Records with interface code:
----

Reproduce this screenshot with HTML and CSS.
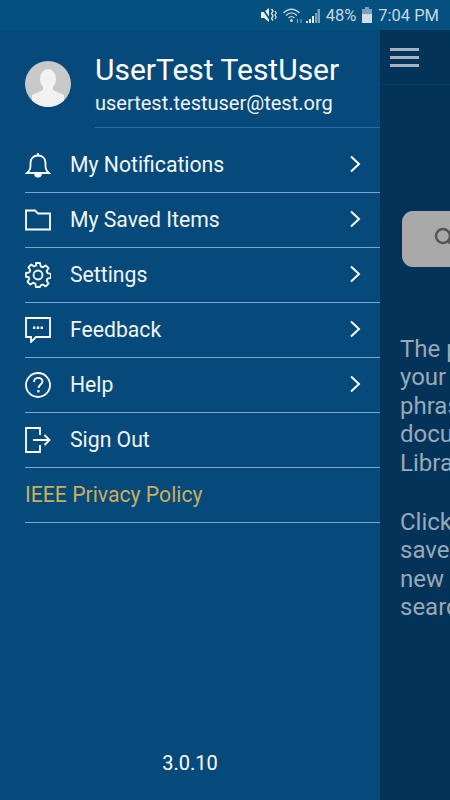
FILE: index.html
```html
<!DOCTYPE html>
<html lang="en">
<head>
<meta charset="UTF-8">
<title>Menu</title>
<link rel="stylesheet" href="styles.css">
</head>
<body>

<div class="status">
  <svg class="st-mute" width="16" height="16" viewBox="0 0 16 16">
    <path d="M0 5h3l5-4v14l-5-4H0z" fill="#e6edf3"/>
    <path d="M1 1l9 13" stroke="#04507f" stroke-width="1.600"/>
    <path d="M10.500 2l1.500 2-1.500 2.500 1.500 2.500-1.500 2.500 1.500 2" fill="none" stroke="#e6edf3" stroke-width="1.300"/>
    <path d="M14 4l1.200 2-1.200 2 1.200 2-1.200 2" fill="none" stroke="#e6edf3" stroke-width="1.100"/>
  </svg>
  <svg class="st-wifi" width="21" height="15" viewBox="0 0 21 15">
    <path d="M.5 5c5-5 11-5 16 0M3 7.500c3.500-3.300 7.500-3.300 11 0M5.500 10c2-1.800 4-1.800 6 0" fill="none" stroke="#c4d4e0" stroke-width="1.300"/>
    <circle cx="8.500" cy="12.500" r="1.500" fill="#c4d4e0"/>
    <path d="M14.500 15v-4M18 11v4" stroke="#7fa0ba" stroke-width="1.200"/>
  </svg>
  <svg class="st-signal" width="14" height="15" viewBox="0 0 14 15">
    <path d="M0 15v-2h2v2zM3 15v-4h2v4zM6 15V8h2v7z" fill="#dfe8ef"/>
    <path d="M9 15V5h2v10zM11.500 15V1H14v14z" fill="#7fa0ba"/>
  </svg>
  <span class="st-text">48%</span>
  <svg class="st-batt" width="10" height="16" viewBox="0 0 10 16">
    <path d="M3 0h4v2h3v14H0V2h3z" fill="#7fa0ba"/>
    <path d="M0 7h10v9H0z" fill="#cfdde8"/>
  </svg>
  <span class="st-text">7:04 PM</span>
</div>

<div class="main">
  <div class="drawer">
    <div class="profile">
      <svg class="avatar" width="46" height="46" viewBox="0 0 46 46">
        <defs><clipPath id="round"><circle cx="23" cy="23" r="23"/></clipPath></defs>
        <circle cx="23" cy="23" r="23" fill="#c9c9c9"/>
        <g clip-path="url(#round)" fill="#f2f2f2">
          <ellipse cx="23" cy="18" rx="8" ry="10"/>
          <path d="M18 25h10v4l11 5v12H7V34l11-5z"/>
        </g>
      </svg>
      <div class="who">
        <div class="name">UserTest TestUser</div>
        <div class="mail">usertest.testuser@test.org</div>
      </div>
    </div>

    <div class="menu">
      <div class="item">
        <svg class="ico" width="26" height="26" viewBox="0 0 26 26">
          <path d="M2 21c2.500-2 3.500-3.500 3.500-7v-3c0-4.500 3-7.500 7.500-7.500s7.500 3 7.500 7.500v3c0 3.500 1 5 3.500 7z"/>
          <path d="M10 21.500c0 4 6 4 6 0" fill="#fff"/>
          <path d="M13 1v2.500"/>
        </svg>
        <span class="label">My Notifications</span>
        <svg class="chev" width="12" height="18" viewBox="0 0 12 18"><path d="M2 1.500L10 9l-8 7.500"/></svg>
      </div>
      <div class="item">
        <svg class="ico" width="26" height="26" viewBox="0 0 26 26">
          <path d="M1 3.500h9l3 3h12v16H1z"/>
        </svg>
        <span class="label">My Saved Items</span>
        <svg class="chev" width="12" height="18" viewBox="0 0 12 18"><path d="M2 1.500L10 9l-8 7.500"/></svg>
      </div>
      <div class="item">
        <svg class="ico" width="26" height="26" viewBox="0 0 26 26">
          <circle cx="13" cy="13" r="4.500"/>
          <path d="M11 1h4l.7 3.400 2 .9 3-1.900 2.800 2.800-1.900 3 .9 2 3.400.7v4l-3.400.7-.9 2 1.900 3-2.800 2.800-3-1.900-2 .9L15 25h-4l-.7-3.400-2-.9-3 1.900-2.800-2.800 1.900-3-.9-2L1 15v-4l3.400-.7.9-2-1.900-3 2.800-2.800 3 1.900 2-.9z" stroke-linejoin="round"/>
        </svg>
        <span class="label">Settings</span>
        <svg class="chev" width="12" height="18" viewBox="0 0 12 18"><path d="M2 1.500L10 9l-8 7.500"/></svg>
      </div>
      <div class="item">
        <svg class="ico" width="26" height="26" viewBox="0 0 26 26">
          <path d="M1 1h24v19H11l-5 5v-5H1z"/>
          <path class="dots" d="M8 9.500h2.400v2.400H8zM11.800 9.500h2.400v2.400h-2.400zM15.600 9.500H18v2.400h-2.400z"/>
        </svg>
        <span class="label">Feedback</span>
        <svg class="chev" width="12" height="18" viewBox="0 0 12 18"><path d="M2 1.500L10 9l-8 7.500"/></svg>
      </div>
      <div class="item">
        <svg class="ico" width="26" height="26" viewBox="0 0 26 26">
          <circle cx="13" cy="13" r="12"/>
          <path d="M9 10c0-5.500 8.500-5.500 8.500-.500 0 3-4 3-4 6.500"/>
          <path class="dots" d="M12.300 18h2.200v2.400h-2.200z"/>
        </svg>
        <span class="label">Help</span>
        <svg class="chev" width="12" height="18" viewBox="0 0 12 18"><path d="M2 1.500L10 9l-8 7.500"/></svg>
      </div>
      <div class="item">
        <svg class="ico" width="26" height="26" viewBox="0 0 26 26">
          <path d="M15 8V1H1v24h14v-7"/>
          <path d="M8 13h16M19.500 8l5 5-5 5"/>
        </svg>
        <span class="label">Sign Out</span>
      </div>
      <div class="item link">
        <span class="label">IEEE Privacy Policy</span>
      </div>
    </div>

    <div class="version">3.0.10</div>
  </div>

  <div class="behind">
    <div class="topbar">
      <div class="burger"><i></i><i></i><i></i></div>
    </div>
    <div class="searchbox">
      <svg width="24" height="24" viewBox="0 0 24 24"><circle cx="10" cy="10" r="7"/><path d="M15 15l7 7"/></svg>
    </div>
    <div class="hint">
      <p>The page lets you enter<br>your search terms or a<br>phrase to look through<br>documents in the IEEE<br>Library.</p>
      <p>Click the icon to<br>save this search as a<br>new item in your saved<br>searches.</p>
    </div>
  </div>
</div>

</body>
</html>
```

FILE: styles.css
```css
* {
  box-sizing: border-box;
}

html, body {
  height: 100%;
}

body {
  margin: 0;
  width: 450px;
  height: 800px;
  overflow: hidden;
  font-family: Roboto, "Liberation Sans", sans-serif;
  background: #04507f;
  display: flex;
  flex-direction: column;
}

/* status bar */
.status {
  height: 30px;
  flex: none;
  display: flex;
  align-items: center;
  justify-content: flex-end;
  padding-right: 11px;
  background: #04507f;
  color: #c9d8e4;
  font-size: 16.500px;
}
.st-mute { margin-right: 6px; }
.st-wifi { margin-right: 2px; }
.st-signal { margin-right: 6px; }
.st-batt { margin: 0 6px 0 6px; }

.main {
  flex: 1;
  display: flex;
  min-height: 0;
}

/* left menu */
.drawer {
  width: 380px;
  flex: none;
  display: flex;
  flex-direction: column;
  background: #054a7a;
  color: #fff;
}

.profile {
  height: 98px;
  flex: none;
  display: flex;
  padding-left: 25px;
}
.avatar {
  flex: none;
  margin-top: 31px;
}
.who {
  flex: 1;
  margin-left: 24px;
  border-bottom: 1px solid #2a6cab;
}
.name {
  margin-top: 22px;
  font-size: 30px;
  line-height: 36px;
}
.mail {
  margin-top: 3px;
  font-size: 20px;
  line-height: 24px;
  color: #f0f4f8;
}

.menu {
  padding-top: 10px;
}
.item {
  height: 55px;
  margin-left: 25px;
  display: flex;
  align-items: center;
  border-bottom: 1px solid #7aa6cc;
}
.ico {
  flex: none;
  fill: none;
  stroke: #fff;
  stroke-width: 1.800;
}
.ico .dots {
  fill: #fff;
  stroke: none;
}
.label {
  flex: 1;
  margin-left: 19px;
  padding-bottom: 2px;
  font-size: 21.200px;
  color: #f2f5f8;
}
.chev {
  flex: none;
  margin: 0 19px 2px 0;
  fill: none;
  stroke: #fff;
  stroke-width: 2;
}
.link .label {
  margin-left: 0;
  color: #c9ae5e;
}

.version {
  margin-top: auto;
  padding-bottom: 26px;
  text-align: center;
  font-size: 20px;
  line-height: 22px;
}

/* page behind the menu */
.behind {
  flex: 1;
  min-width: 0;
  overflow: hidden;
  background: #04335a;
}
.topbar {
  height: 55px;
  border-bottom: 1px solid #053c66;
  padding: 18px 0 0 10px;
}
.burger {
  width: 29px;
}
.burger i {
  display: block;
  height: 3px;
  margin-bottom: 5px;
  background: #a6b3bf;
}
.searchbox {
  width: 200px;
  height: 56px;
  margin: 126px 0 0 22px;
  padding: 15px 0 0 31px;
  background: #a9a9a9;
  border-radius: 11px;
}
.searchbox svg {
  fill: none;
  stroke: #555;
  stroke-width: 2.500;
}
.hint {
  margin: 68px 0 0 20px;
  width: 300px;
  color: #98a9b7;
  font-size: 24px;
  line-height: 28.400px;
  white-space: nowrap;
}
.hint p {
  margin: 0 0 31px;
}
```
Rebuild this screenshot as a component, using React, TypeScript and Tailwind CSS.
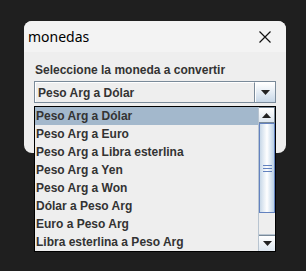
import React from 'react';

const items = [
  'Peso Arg a Dólar',
  'Peso Arg a Euro',
  'Peso Arg a Libra esterlina',
  'Peso Arg a Yen',
  'Peso Arg a Won',
  'Dólar a Peso Arg',
  'Euro a Peso Arg',
  'Libra esterlina a Peso Arg',
];

function Arrow({ up }: { up?: boolean }) {
  return (
    <svg width="9" height="5" viewBox="0 0 9 5">
      {up ? <path d="M0 5 L4.5 0 L9 5 Z" fill="#222" /> : <path d="M0 0 L9 0 L4.5 5 Z" fill="#222" />}
    </svg>
  );
}

export default function App() {
  return (
    <div className="w-[306px] h-[271px] bg-[#1f1f1f] pt-[21px] pl-[24px] relative" style={{ fontFamily: '"Liberation Sans", Arial, sans-serif' }}>
      {/* window */}
      <div className="w-[262px] h-[132px] rounded-[8px] overflow-hidden bg-[#eeeeee] flex flex-col">
        <div className="h-[31px] bg-[#f3f3f3] flex items-center justify-between shrink-0">
          <span className="pl-[4px] text-[14px] text-black leading-none" style={{ fontFamily: '"Noto Sans", "Liberation Sans", sans-serif' }}>monedas</span>
          <div className="w-[42px] h-full flex items-center justify-center">
            <svg width="12" height="12" viewBox="0 0 12 12">
              <path d="M0.5 0.5 L11.5 11.5 M11.5 0.5 L0.5 11.5" stroke="#111" strokeWidth="1.2" />
            </svg>
          </div>
        </div>
        <div className="pl-[10px] pt-[11px]">
          <div className="text-[12px] font-bold text-[#333333] leading-[15px] pl-[1px]">Seleccione la moneda a convertir</div>
          <div className="mt-[3px] w-[242px] h-[22px] flex border border-[#7a8a99]">
            <div className="flex-1 border-t border-l border-white bg-[#eeeeee] flex items-center pl-[2px] text-[12px] font-bold text-[#333333] border-r border-r-[#7a8a99]">
              Peso Arg a Dólar
            </div>
            <div className="w-[20px] flex items-center justify-center bg-gradient-to-b from-white to-[#c8d8e8] border-t border-l border-white">
              <Arrow />
            </div>
          </div>
        </div>
      </div>

      {/* popup list */}
      <div className="absolute left-[34px] top-[106px] w-[242px] h-[146px] border border-black bg-[#eeeeee] flex">
        <div className="flex-1 flex flex-col">
          {items.map((t, i) => (
            <div
              key={t}
              className={`h-[18px] flex items-center pl-[1px] text-[12px] font-bold text-[#333333] ${i === 0 ? 'bg-[#a3b8cc]' : ''}`}
            >
              {t}
            </div>
          ))}
        </div>
        <div className="w-[17px] flex flex-col bg-[#eeeeee] border-l border-[#b8c4d0]">
          <div className="h-[16px] border border-[#7a8a99] border-l-0 bg-gradient-to-b from-white to-[#dde6ef] flex items-center justify-center">
            <Arrow up />
          </div>
          <div className="h-[90px] border border-[#6382bf] bg-gradient-to-r from-[#c8d8e8] via-white to-[#b8cfe5] flex items-center justify-center">
            <div className="flex flex-col gap-[2px]">
              <div className="w-[9px] h-px bg-[#6382bf]" />
              <div className="w-[9px] h-px bg-[#6382bf]" />
              <div className="w-[9px] h-px bg-[#6382bf]" />
            </div>
          </div>
          <div className="flex-1 border-b border-[#b8c4d0]" />
          <div className="h-[16px] border-t border-[#7a8a99] bg-gradient-to-b from-white to-[#dde6ef] flex items-center justify-center">
            <Arrow />
          </div>
        </div>
      </div>
    </div>
  );
}
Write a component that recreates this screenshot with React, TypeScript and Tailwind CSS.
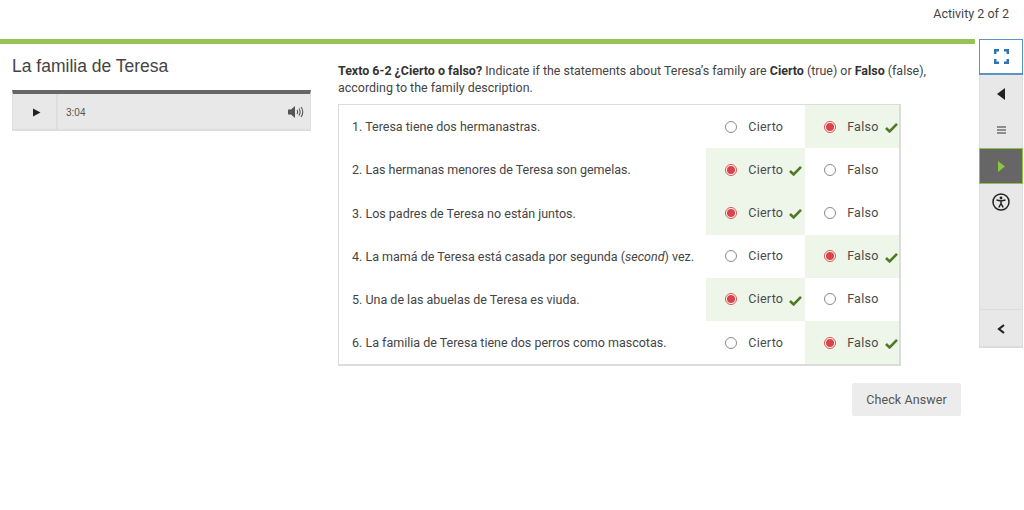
const rows = [
  { text: <>1. Teresa tiene dos hermanastras.</>, answer: "Falso" },
  { text: <>2. Las hermanas menores de Teresa son gemelas.</>, answer: "Cierto" },
  { text: <>3. Los padres de Teresa no están juntos.</>, answer: "Cierto" },
  { text: <>4. La mamá de Teresa está casada por segunda (<em>second</em>) vez.</>, answer: "Falso" },
  { text: <>5. Una de las abuelas de Teresa es viuda.</>, answer: "Cierto" },
  { text: <>6. La familia de Teresa tiene dos perros como mascotas.</>, answer: "Falso" },
];

function Check({ right }: { right: string }) {
  return (
    <svg width="13" height="11" viewBox="0 0 13 11" className={`absolute top-[17px] ${right}`}>
      <path d="M1 6 L4.6 9.4 L12 1.8" fill="none" stroke="#4d7a26" strokeWidth="2.6" />
    </svg>
  );
}

function Option({ label, selected, width, checkRight }: { label: string; selected: boolean; width: string; checkRight: string }) {
  return (
    <div className={`relative flex items-center pl-[19px] ${width} ${selected ? "bg-[#eef6ea]" : ""}`}>
      {selected ? (
        <span className="flex h-[12px] w-[12px] items-center justify-center rounded-full border border-[#d9534f] bg-white">
          <span className="h-[8px] w-[8px] rounded-full bg-[#d9444a]" />
        </span>
      ) : (
        <span className="h-[12px] w-[12px] rounded-full border border-[#8a8a8a] bg-white" />
      )}
      <span className="ml-[11px] mt-[1px] text-[12.5px] tracking-[0.25px] text-[#4a4a4a]">{label}</span>
      {selected && <Check right={checkRight} />}
    </div>
  );
}

export default function App() {
  return (
    <div className="flex h-[510px] w-[1024px] flex-col overflow-hidden bg-white font-['Roboto',sans-serif] text-[#333]">
      <div className="flex h-[39px] items-start justify-end pr-[15px] pt-[5px] text-[12.5px] leading-[17px] text-[#444]">
        Activity 2 of 2
      </div>

      <div className="flex">
        <div className="w-[975px]">
          <div className="h-[5px] bg-[#97c356]" />
          <div className="flex">
            {/* Left column */}
            <div className="ml-[12px] w-[299px]">
              <h1 className="mt-[11px] font-['Liberation_Sans',sans-serif] text-[17.5px] leading-[23px] text-[#444]">
                La familia de Teresa
              </h1>
              <div className="mt-[12px] flex h-[41px] items-center border-x border-t-[4px] border-b-[2px] border-x-[#ddd] border-t-[#666] border-b-[#ddd] bg-[#e8e8e8]">
                <div className="flex h-full w-[45px] items-center justify-center border-r-[2px] border-[#dedede] pl-[3px] pt-[1px]">
                  <svg width="9" height="9" viewBox="0 0 9 9">
                    <path d="M1 0.5 L8.5 4.5 L1 8.5 Z" fill="#222" />
                  </svg>
                </div>
                <span className="ml-[8px] mt-[1px] font-['Liberation_Sans',sans-serif] text-[10px] text-[#555]">3:04</span>
                {/* speaker with three arcs */}
                <svg className="ml-auto mr-[6px] mt-[1px]" width="16" height="14" viewBox="0 0 16 14" fill="none">
                  <path d="M0 4.5H3L7 1V13L3 9.5H0Z" fill="#555" />
                  <path d="M9 5C9.8 6.2 9.8 7.8 9 9M11 3.5C12.4 5.6 12.4 8.4 11 10.5M13 2C15.2 5 15.2 9 13 12" stroke="#555" strokeWidth="1.1" />
                </svg>
              </div>
            </div>

            {/* Question */}
            <div className="ml-[27px] w-[600px]">
              <p className="mt-[18px] text-[12.45px] leading-[17px] text-[#444]">
                <b className="font-bold text-[#333]">Texto 6-2 ¿Cierto o falso?</b> Indicate if the statements about Teresa’s family are <b className="font-bold text-[#333]">Cierto</b> (true) or <b className="font-bold text-[#333]">Falso</b> (false), according to the family description.
              </p>
              <div className="mt-[8px] w-[563px] border border-[#dcdcdc] border-b-2 border-r-2">
                {rows.map((row, i) => (
                  <div key={i} className="flex h-[43.2px]">
                    <div className="flex w-[368px] items-center whitespace-nowrap pl-[13px] pt-[2px] text-[12.5px] text-[#444]">
                      <span>{row.text}</span>
                    </div>
                    <Option label="Cierto" selected={row.answer === "Cierto"} width="w-[99px]" checkRight="right-[3px]" />
                    <Option label="Falso" selected={row.answer === "Falso"} width="w-[94px]" checkRight="right-[1px]" />
                  </div>
                ))}
              </div>
              <div className="flex w-[623px] justify-end">
                <button className="mt-[17px] h-[33px] w-[109px] rounded-[2px] bg-[#ececec] pt-[1px] text-[12.5px] tracking-[0.1px] text-[#555]">
                  Check Answer
                </button>
              </div>
            </div>
          </div>
        </div>

        {/* Sidebar */}
        <div className="ml-[4px] flex h-[309px] w-[44px] flex-col border-x border-b-2 border-[#ddd] bg-[#e8e8e8]">
          <div className="mx-[-1px] flex h-[36px] items-center justify-center border border-b-2 border-[#5b93c7] bg-white">
            <svg width="15" height="15" viewBox="0 0 15 15" fill="none" stroke="#2a76b5" strokeWidth="2.5">
              <path d="M1.2 5V1.2H5M10 1.2H13.8V5M13.8 10V13.8H10M5 13.8H1.2V10" />
            </svg>
          </div>
          <div className="flex h-[37px] items-center justify-center">
            <svg width="8" height="12" viewBox="0 0 8 12"><path d="M8 0V12L0 6Z" fill="#222" /></svg>
          </div>
          <div className="flex h-[36px] items-center justify-center">
            <svg width="9" height="8" viewBox="0 0 9 8" fill="none" stroke="#333" strokeWidth="1.2">
              <path d="M0 1H9M0 4H9M0 7H9" />
            </svg>
          </div>
          <div className="mx-[-1px] flex h-[36px] items-center justify-center border border-[#8fbf4d] bg-[#666]">
            <svg width="7" height="11" viewBox="0 0 7 11"><path d="M0 0L7 5.5L0 11Z" fill="#8cc63f" /></svg>
          </div>
          <div className="flex h-[36px] items-center justify-center">
            <svg width="18" height="18" viewBox="0 0 18 18" fill="none" stroke="#222">
              <circle cx="9" cy="9" r="8" strokeWidth="1.5" />
              <circle cx="9" cy="5" r="1.4" fill="#222" stroke="none" />
              <path d="M4.5 7L9 8L13.5 7M9 8V10.5M9 10.5L6.8 14.5M9 10.5L11.2 14.5" strokeWidth="1.5" />
            </svg>
          </div>
          <div className="mt-auto flex h-[37px] items-center justify-center border-t border-[#ddd] pt-[1px]">
            <svg width="8" height="10" viewBox="0 0 8 10" fill="none" stroke="#222" strokeWidth="2.2">
              <path d="M7 1L2 5L7 9" />
            </svg>
          </div>
        </div>
      </div>
    </div>
  );
}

----

Task objective:
Go over the data above and copy every line that has the word "this" in it.

Task response:
Reproduce this screenshot with HTML and CSS.
      <p>Click the icon to<br>save this search as a<br>new item in your saved<br>searches.</p>
Rebuild this screenshot as a component, using React, TypeScript and Tailwind CSS.
Write a component that recreates this screenshot with React, TypeScript and Tailwind CSS.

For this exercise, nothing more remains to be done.